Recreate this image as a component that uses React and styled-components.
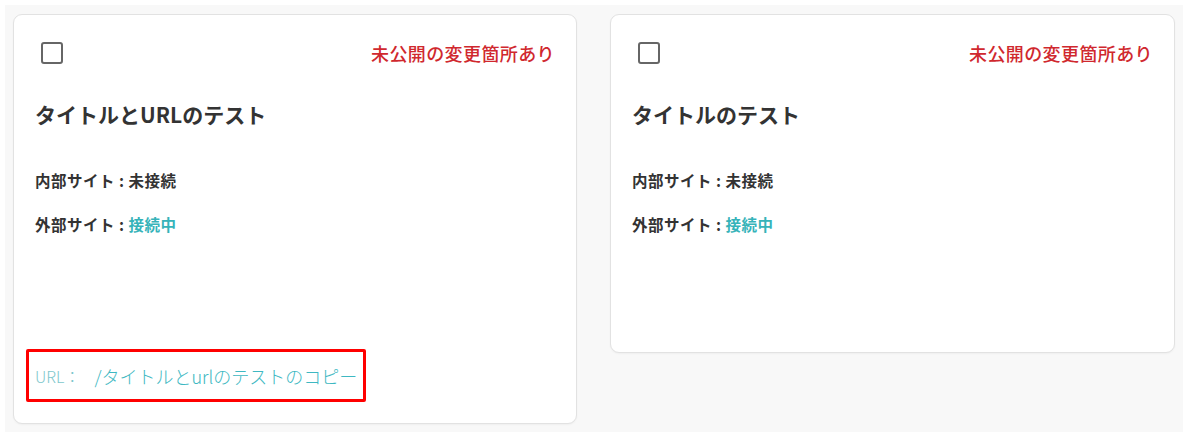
import React from "react";
import styled, { createGlobalStyle } from "styled-components";

const GlobalStyle = createGlobalStyle`
  html, body {
    margin: 0;
    padding: 0;
    background: #ffffff;
  }
  body {
    font-family: "Noto Sans CJK JP", "Noto Sans", sans-serif;
    color: #333333;
  }
`;

const Page = styled.div`
  margin: 5px;
  width: 1178px;
  height: 427px;
  box-sizing: border-box;
  background: #f8f8f8;
  padding: 9px 8px;
  display: grid;
  grid-template-columns: 564px 565px;
  column-gap: 33px;
  align-items: start;
`;

const Card = styled.div`
  background: #ffffff;
  border: 1px solid #e2e2e2;
  border-radius: 9px;
  box-shadow: 0 1px 2px rgba(0, 0, 0, 0.04);
  box-sizing: border-box;
  padding: 26px 21px 21px 21px;
  display: flex;
  flex-direction: column;
`;

const Header = styled.div`
  display: flex;
  align-items: center;
  justify-content: space-between;
  height: 24px;
`;

const Checkbox = styled.span`
  display: inline-block;
  width: 22px;
  height: 22px;
  margin-left: 6px;
  box-sizing: border-box;
  border: 2px solid #666666;
  border-radius: 3px;
`;

const Unpublished = styled.span`
  color: #d0282e;
  font-size: 18px;
  font-weight: 500;
  letter-spacing: 0.4px;
`;

const Title = styled.h2`
  margin: 34px 0 0;
  font-size: 21px;
  font-weight: 700;
  line-height: 30px;
  color: #333333;
`;

const Info = styled.dl`
  margin: 41px 0 0;
  display: flex;
  flex-direction: column;
  gap: 23px;
  min-height: 161px;
`;

const InfoRow = styled.div`
  font-size: 15.5px;
  font-weight: 700;
  line-height: 21px;
  letter-spacing: 0.5px;
  color: #333333;
  white-space: pre;
`;

const Label = styled.dt`
  display: inline;
  margin: 0;
`;

const Value = styled.dd`
  display: inline;
  margin: 0;
  color: ${(p) => (p.$connected ? "#36b3b9" : "#333333")};
`;

const UrlBox = styled.div`
  margin: 18px 0 0 -9px;
  width: 340px;
  height: 53px;
  box-sizing: border-box;
  border: 3px solid #ff0000;
  border-radius: 2px;
  padding: 0 0 0 6px;
  display: flex;
  align-items: center;
  font-weight: 300;
  color: #3eb8c2;
`;

const UrlLabel = styled.span`
  font-size: 16px;
  color: #7dc7cc;
  margin-right: 14px;
`;

const UrlPath = styled.span`
  font-size: 18px;
`;

const cards = [
  { title: "タイトルとURLのテスト", url: "/タイトルとurlのテストのコピー" },
  { title: "タイトルのテスト" },
];

export default function App() {
  return (
    <>
      <GlobalStyle />
      <Page>
        {cards.map((c) => (
          <Card key={c.title}>
            <Header>
              <Checkbox />
              <Unpublished>未公開の変更箇所あり</Unpublished>
            </Header>
            <Title>{c.title}</Title>
            <Info>
              <InfoRow>
                <Label>内部サイト : </Label>
                <Value>未接続</Value>
              </InfoRow>
              <InfoRow>
                <Label>外部サイト : </Label>
                <Value $connected>接続中</Value>
              </InfoRow>
            </Info>
            {c.url && (
              <UrlBox>
                <UrlLabel>URL：</UrlLabel>
                <UrlPath>{c.url}</UrlPath>
              </UrlBox>
            )}
          </Card>
        ))}
      </Page>
    </>
  );
}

________________________

Exercise prompt>
Reproduce the listing above exactly, excluding all pictures.

Response to this exercise>
Recreate this image as a component that uses React and styled-components.
import React from "react";
import styled, { createGlobalStyle } from "styled-components";

const GlobalStyle = createGlobalStyle`
  html, body {
    margin: 0;
    padding: 0;
    background: #ffffff;
  }
  body {
    font-family: "Noto Sans CJK JP", "Noto Sans", sans-serif;
    color: #333333;
  }
`;

const Page = styled.div`
  margin: 5px;
  width: 1178px;
  height: 427px;
  box-sizing: border-box;
  background: #f8f8f8;
  padding: 9px 8px;
  display: grid;
  grid-template-columns: 564px 565px;
  column-gap: 33px;
  align-items: start;
`;

const Card = styled.div`
  background: #ffffff;
  border: 1px solid #e2e2e2;
  border-radius: 9px;
  box-shadow: 0 1px 2px rgba(0, 0, 0, 0.04);
  box-sizing: border-box;
  padding: 26px 21px 21px 21px;
  display: flex;
  flex-direction: column;
`;

const Header = styled.div`
  display: flex;
  align-items: center;
  justify-content: space-between;
  height: 24px;
`;

const Checkbox = styled.span`
  display: inline-block;
  width: 22px;
  height: 22px;
  margin-left: 6px;
  box-sizing: border-box;
  border: 2px solid #666666;
  border-radius: 3px;
`;

const Unpublished = styled.span`
  color: #d0282e;
  font-size: 18px;
  font-weight: 500;
  letter-spacing: 0.4px;
`;

const Title = styled.h2`
  margin: 34px 0 0;
  font-size: 21px;
  font-weight: 700;
  line-height: 30px;
  color: #333333;
`;

const Info = styled.dl`
  margin: 41px 0 0;
  display: flex;
  flex-direction: column;
  gap: 23px;
  min-height: 161px;
`;

const InfoRow = styled.div`
  font-size: 15.5px;
  font-weight: 700;
  line-height: 21px;
  letter-spacing: 0.5px;
  color: #333333;
  white-space: pre;
`;

const Label = styled.dt`
  display: inline;
  margin: 0;
`;

const Value = styled.dd`
  display: inline;
  margin: 0;
  color: ${(p) => (p.$connected ? "#36b3b9" : "#333333")};
`;

const UrlBox = styled.div`
  margin: 18px 0 0 -9px;
  width: 340px;
  height: 53px;
  box-sizing: border-box;
  border: 3px solid #ff0000;
  border-radius: 2px;
  padding: 0 0 0 6px;
  display: flex;
  align-items: center;
  font-weight: 300;
  color: #3eb8c2;
`;

const UrlLabel = styled.span`
  font-size: 16px;
  color: #7dc7cc;
  margin-right: 14px;
`;

const UrlPath = styled.span`
  font-size: 18px;
`;

const cards = [
  { title: "タイトルとURLのテスト", url: "/タイトルとurlのテストのコピー" },
  { title: "タイトルのテスト" },
];

export default function App() {
  return (
    <>
      <GlobalStyle />
      <Page>
        {cards.map((c) => (
          <Card key={c.title}>
            <Header>
              <Checkbox />
              <Unpublished>未公開の変更箇所あり</Unpublished>
            </Header>
            <Title>{c.title}</Title>
            <Info>
              <InfoRow>
                <Label>内部サイト : </Label>
                <Value>未接続</Value>
              </InfoRow>
              <InfoRow>
                <Label>外部サイト : </Label>
                <Value $connected>接続中</Value>
              </InfoRow>
            </Info>
            {c.url && (
              <UrlBox>
                <UrlLabel>URL：</UrlLabel>
                <UrlPath>{c.url}</UrlPath>
              </UrlBox>
            )}
          </Card>
        ))}
      </Page>
    </>
  );
}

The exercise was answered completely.